Early identification and diagnosis of cancers or rare conditions can significantly improve patient outcomes. For example, early ovarian cancer detection contributes to a better prognosis. Yet many women remain undiagnosed until later stages as they are often asymptomatic. The Mayo Clinic—and more specifically, the Clinic’s Center for Individualized Medicine—has made a recent discovery that could allow for early ovarian cancer diagnosis.
Diving into Research
According to an article from Technology Networks, a team of researchers sourced a variety of samples—peritoneal fluid, urine, anal microbiome, and lower/upper respiratory tract tissue—from 30 women with ovarian cancer who were undergoing a hysterectomy. Using high-throughput sequencing, the researchers evaluated the samples, as well as compared them to samples from 34 women undergoing a hysterectomy for non-oncological issues.

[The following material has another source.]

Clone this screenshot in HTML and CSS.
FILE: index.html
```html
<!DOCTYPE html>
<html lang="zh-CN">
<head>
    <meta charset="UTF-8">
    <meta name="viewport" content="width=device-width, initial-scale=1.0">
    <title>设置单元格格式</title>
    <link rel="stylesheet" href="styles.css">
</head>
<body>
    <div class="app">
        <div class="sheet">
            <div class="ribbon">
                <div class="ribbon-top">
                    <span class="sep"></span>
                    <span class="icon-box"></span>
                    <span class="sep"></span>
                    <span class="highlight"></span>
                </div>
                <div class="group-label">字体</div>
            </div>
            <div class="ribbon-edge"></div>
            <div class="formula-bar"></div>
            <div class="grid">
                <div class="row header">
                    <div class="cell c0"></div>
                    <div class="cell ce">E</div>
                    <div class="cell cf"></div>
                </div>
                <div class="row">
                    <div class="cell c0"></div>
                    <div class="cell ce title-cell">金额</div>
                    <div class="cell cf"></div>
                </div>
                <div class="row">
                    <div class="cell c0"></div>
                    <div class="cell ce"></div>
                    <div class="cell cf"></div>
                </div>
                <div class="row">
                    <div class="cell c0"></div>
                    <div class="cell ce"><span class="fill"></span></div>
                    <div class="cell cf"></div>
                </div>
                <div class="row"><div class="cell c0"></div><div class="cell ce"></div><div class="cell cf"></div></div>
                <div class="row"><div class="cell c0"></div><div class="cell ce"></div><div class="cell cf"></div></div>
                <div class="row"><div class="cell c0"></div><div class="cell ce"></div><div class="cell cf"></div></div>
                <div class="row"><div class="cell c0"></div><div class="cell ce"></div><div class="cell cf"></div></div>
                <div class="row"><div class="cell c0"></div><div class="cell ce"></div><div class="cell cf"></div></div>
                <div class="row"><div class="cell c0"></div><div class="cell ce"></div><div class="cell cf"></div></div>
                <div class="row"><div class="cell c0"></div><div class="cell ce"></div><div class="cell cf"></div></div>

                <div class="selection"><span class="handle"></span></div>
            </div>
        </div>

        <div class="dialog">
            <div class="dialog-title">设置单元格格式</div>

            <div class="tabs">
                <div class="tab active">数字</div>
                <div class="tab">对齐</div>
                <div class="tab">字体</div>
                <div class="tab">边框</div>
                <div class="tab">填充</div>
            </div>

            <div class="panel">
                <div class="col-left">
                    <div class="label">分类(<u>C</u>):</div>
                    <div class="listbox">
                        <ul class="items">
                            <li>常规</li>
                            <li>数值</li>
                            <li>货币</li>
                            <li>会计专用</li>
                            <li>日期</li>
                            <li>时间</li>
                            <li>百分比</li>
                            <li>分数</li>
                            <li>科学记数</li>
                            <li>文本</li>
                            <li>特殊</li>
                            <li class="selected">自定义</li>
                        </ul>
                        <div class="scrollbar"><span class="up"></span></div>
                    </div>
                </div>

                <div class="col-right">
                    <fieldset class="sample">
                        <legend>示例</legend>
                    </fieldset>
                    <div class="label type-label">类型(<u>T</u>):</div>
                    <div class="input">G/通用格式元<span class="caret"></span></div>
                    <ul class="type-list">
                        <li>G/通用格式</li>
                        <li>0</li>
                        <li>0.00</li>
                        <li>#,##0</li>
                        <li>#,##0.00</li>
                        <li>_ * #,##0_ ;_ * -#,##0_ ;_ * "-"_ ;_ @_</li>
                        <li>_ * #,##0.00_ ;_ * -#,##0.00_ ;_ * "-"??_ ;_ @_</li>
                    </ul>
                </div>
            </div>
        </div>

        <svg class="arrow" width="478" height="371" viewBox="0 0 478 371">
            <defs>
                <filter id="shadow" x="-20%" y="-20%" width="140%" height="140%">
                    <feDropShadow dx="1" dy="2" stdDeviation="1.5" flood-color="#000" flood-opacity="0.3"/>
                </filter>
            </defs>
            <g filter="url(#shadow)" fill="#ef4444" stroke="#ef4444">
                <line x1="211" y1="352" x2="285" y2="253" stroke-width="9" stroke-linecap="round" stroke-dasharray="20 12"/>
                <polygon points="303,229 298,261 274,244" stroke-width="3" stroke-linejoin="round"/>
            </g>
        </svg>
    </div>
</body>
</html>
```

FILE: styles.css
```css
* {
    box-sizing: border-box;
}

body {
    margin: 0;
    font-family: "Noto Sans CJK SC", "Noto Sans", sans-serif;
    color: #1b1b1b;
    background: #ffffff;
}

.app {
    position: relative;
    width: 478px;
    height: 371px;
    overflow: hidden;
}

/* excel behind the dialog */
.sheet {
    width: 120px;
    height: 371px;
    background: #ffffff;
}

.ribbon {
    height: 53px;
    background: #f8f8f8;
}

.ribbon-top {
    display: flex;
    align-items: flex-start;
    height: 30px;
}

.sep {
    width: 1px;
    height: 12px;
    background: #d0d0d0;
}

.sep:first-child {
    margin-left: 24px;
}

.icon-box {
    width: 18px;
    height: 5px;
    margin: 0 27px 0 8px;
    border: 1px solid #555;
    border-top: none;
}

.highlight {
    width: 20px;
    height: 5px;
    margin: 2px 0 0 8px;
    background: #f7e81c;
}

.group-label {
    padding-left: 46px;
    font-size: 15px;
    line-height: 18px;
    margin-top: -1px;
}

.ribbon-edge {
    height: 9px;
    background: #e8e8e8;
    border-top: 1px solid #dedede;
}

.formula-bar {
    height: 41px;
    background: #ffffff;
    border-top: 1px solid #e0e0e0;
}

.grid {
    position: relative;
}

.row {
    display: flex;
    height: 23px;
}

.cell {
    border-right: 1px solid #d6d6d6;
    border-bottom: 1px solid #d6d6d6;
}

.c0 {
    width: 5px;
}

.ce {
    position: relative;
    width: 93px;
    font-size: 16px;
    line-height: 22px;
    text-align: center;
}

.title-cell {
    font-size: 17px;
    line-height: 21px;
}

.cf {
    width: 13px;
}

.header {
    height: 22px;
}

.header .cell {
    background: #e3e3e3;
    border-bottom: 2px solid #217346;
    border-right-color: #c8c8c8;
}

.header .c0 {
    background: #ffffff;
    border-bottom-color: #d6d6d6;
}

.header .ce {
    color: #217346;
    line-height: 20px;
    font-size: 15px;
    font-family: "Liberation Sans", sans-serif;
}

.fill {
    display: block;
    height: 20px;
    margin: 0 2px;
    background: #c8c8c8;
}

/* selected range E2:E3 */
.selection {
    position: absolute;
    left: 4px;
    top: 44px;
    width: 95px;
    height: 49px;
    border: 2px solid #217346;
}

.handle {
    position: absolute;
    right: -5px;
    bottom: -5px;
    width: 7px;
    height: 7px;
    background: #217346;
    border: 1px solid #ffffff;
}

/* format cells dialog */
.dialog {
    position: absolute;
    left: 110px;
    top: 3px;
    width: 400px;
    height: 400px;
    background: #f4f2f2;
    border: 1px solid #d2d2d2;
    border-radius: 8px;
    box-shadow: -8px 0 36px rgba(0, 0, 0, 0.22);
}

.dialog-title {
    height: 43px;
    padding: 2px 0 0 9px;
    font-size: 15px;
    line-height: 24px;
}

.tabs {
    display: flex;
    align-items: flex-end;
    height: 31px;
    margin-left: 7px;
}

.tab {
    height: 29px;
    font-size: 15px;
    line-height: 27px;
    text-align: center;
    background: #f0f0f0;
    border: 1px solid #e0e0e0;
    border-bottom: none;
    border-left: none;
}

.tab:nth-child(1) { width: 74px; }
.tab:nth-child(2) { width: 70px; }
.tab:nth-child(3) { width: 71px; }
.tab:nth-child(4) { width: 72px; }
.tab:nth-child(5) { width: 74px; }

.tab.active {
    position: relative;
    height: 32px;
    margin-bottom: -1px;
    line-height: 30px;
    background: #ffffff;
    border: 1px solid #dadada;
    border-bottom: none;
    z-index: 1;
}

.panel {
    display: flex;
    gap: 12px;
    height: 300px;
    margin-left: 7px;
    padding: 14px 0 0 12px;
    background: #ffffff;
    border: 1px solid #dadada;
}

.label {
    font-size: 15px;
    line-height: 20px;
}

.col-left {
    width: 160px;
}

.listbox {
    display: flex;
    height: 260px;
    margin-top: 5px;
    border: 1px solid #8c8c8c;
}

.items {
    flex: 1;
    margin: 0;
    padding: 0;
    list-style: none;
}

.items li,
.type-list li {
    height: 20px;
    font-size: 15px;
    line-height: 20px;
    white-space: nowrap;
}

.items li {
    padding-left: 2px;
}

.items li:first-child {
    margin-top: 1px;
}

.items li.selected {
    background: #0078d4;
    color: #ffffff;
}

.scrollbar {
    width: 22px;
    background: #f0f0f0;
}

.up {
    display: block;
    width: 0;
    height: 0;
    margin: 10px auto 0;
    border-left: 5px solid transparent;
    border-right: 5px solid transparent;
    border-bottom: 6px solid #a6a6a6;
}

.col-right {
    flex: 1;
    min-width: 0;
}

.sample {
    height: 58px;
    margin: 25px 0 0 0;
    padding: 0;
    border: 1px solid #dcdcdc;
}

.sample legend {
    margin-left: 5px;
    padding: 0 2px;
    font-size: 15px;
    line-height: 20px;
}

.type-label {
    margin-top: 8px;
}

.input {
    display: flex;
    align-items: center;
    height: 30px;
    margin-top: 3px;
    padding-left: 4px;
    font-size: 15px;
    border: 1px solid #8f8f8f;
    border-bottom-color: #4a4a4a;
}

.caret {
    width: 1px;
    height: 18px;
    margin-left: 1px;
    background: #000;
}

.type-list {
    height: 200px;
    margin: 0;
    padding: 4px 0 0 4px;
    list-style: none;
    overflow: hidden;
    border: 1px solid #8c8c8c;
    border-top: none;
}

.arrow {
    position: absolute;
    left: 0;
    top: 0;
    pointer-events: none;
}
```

After evaluation, the research team found that a specific colonization of pathogenic bacteria and microbes formed in the reproductive tract of women with ovarian cancer. More importantly, the bacteria found—Prevotella, Corynebacterium, Peptoniphilus, and Dialister—have been previously linked to other malignancies. Additionally, the research team found that women with early-stage ovarian cancer had higher levels of these microbes than those in later stages, and that these higher levels were associated with a poorer prognosis.

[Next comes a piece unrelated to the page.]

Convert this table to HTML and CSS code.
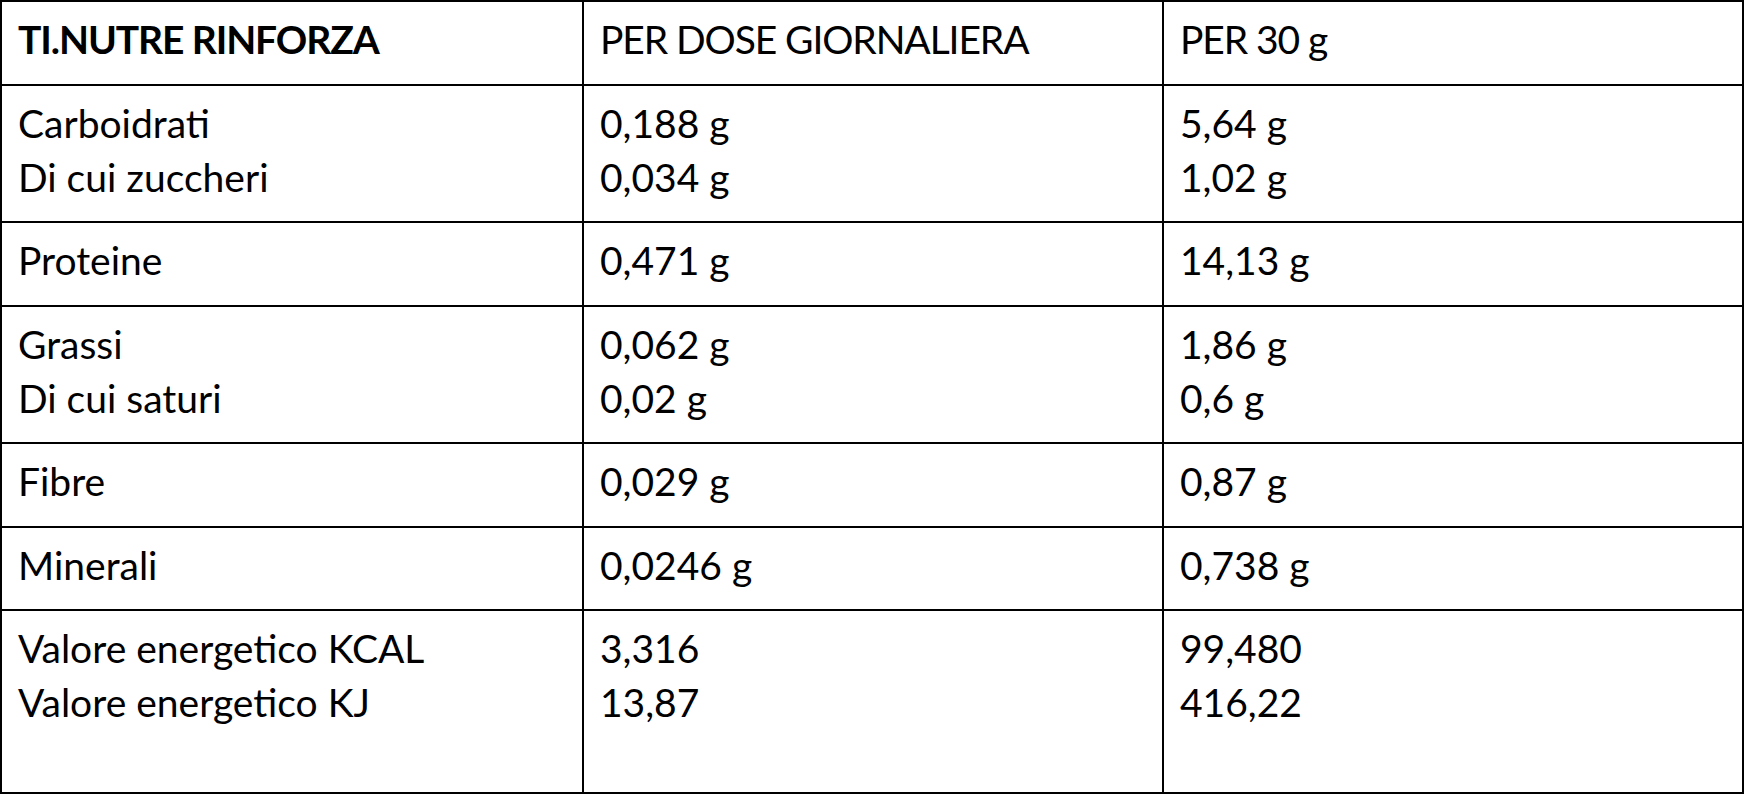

The findings of the study, published in Scientific Reports, suggest that monitoring or testing for these pathogenic microbes could assist with earlier identification. However, more research is needed: both on how these microbes contribute to ovarian cancer development and whether they could be used to shape treatment.

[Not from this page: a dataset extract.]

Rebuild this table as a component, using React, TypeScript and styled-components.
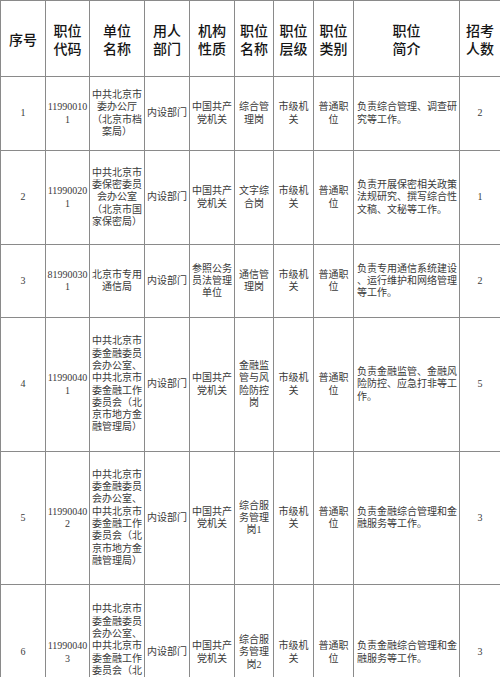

Ovarian Cancer: What It Is
There are four subtypes of ovarian cancer, a cancer that begins in the ovaries, a female reproductive organ: epithelial tumors, germ cell carcinoma tumors, stromal carcinoma tumors, and small cell carcinoma of the ovary (SCCO). The former is the most common form, while the latter is the rarest. While BRCA gene mutations play a role in 10-20% of ovarian cancer cases, the remainder are idiopathic (without a known cause). Ovarian cancer can spread. In Stages II-III, it spreads to the pelvis and abdomen. In late-stage ovarian cancer, it may also spread to the bowel and bladder lining, abdomen, lymph nodes, liver, or lungs.
Symptoms related to this cancer can include changes in urinary frequency or urgency, abdominal distention, pelvic and back pain, bloating, appetite and weight loss, tender breasts, abnormal bleeding or vaginal secretions, and menstrual irregularities. Treatments vary based on cancer stage but may include radiation, chemotherapy, certain medications, or surgery.